その前から権力を握るため王を裏切ろうとする臣下たちと、臣下に裏切られて怒る首陽とで何度か衝突はあったものの、そんなことまでしていたのかと驚かされる場面です。
それによって完全に袂を分かった首陽たちでしたが、それに裁きを下したのはドッコたち道化師でした。
ドッコたちが物語の最後に行った芝居、それはこれまでのものよりも壮大で凄い迫力があって感動します。
最後まで自分たちのやり方と信念を貫いたドッコたち、それが成した偉業に、誰もが感嘆することでしょう。
まとめ
チョ・ジヌン演じるマ・ドッコたち道化師が、王の嘘の評判をでっちあげていく中で、本当の真実を知っていく韓国の時代劇アクションコメディ作品でした。

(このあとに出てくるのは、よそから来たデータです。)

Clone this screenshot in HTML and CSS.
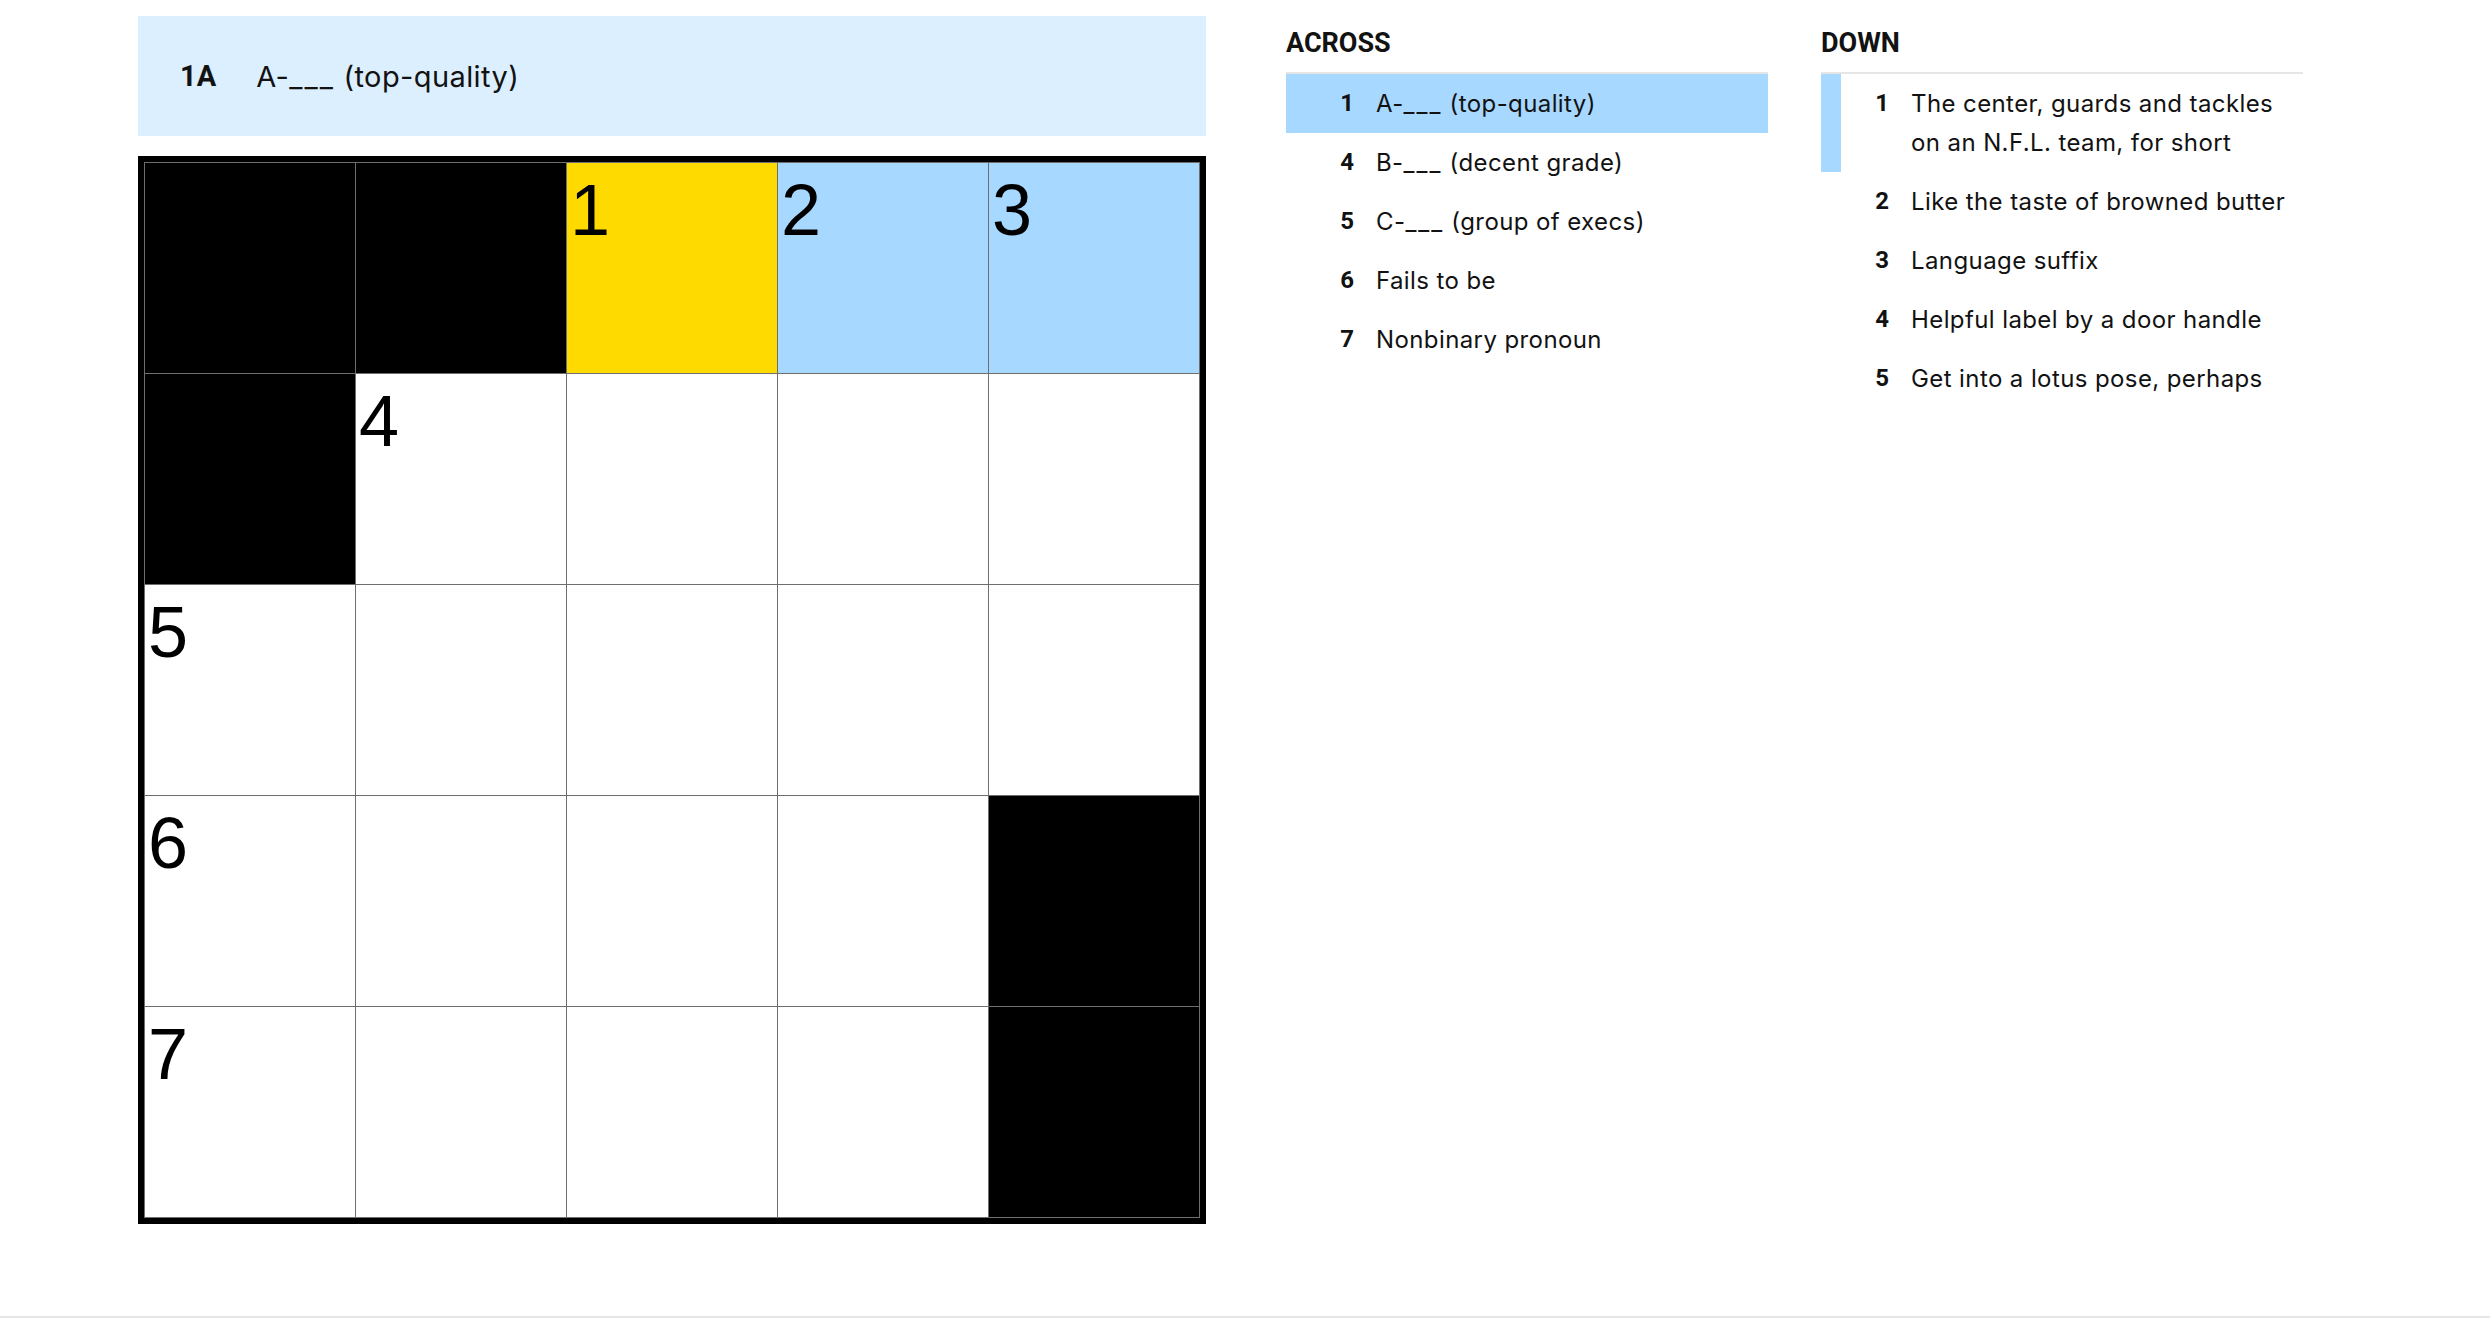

仲間想いで師匠想いのマ・ドッコが、自慢の話術で本当の悪を裁く姿を、チョ・ジヌンが華麗に格好良く演じていた姿がとても印象的です。
剣と剣がぶつかり合うアクションはないものの、言葉と言葉でぶつかる熱い戦いが描かれていて、それだけでも充分楽しめます。
ハン・ミョンフェたち臣下と、マ・ドッコ率いる道化師が、それぞれ策を講じて化かし合うのは、種明かしされるたびに驚嘆することでしょう。
会盟の義で捌かれたハン・ミョンフェたち臣下は、これからどうなっていくのかは劇中で明かされていません。
テロップで流れていた『六臣伝』に、もしかしたらその事が書かれているかもしれないと想像すると、これを観た後に読んでみたくなりました。
政権を巡った臣下たちと道化師の化かし合い、道化師が魅せる妙技が素晴らしい面白い時代劇アクションコメディ映画を観てみたい人に、とてもオススメな作品です。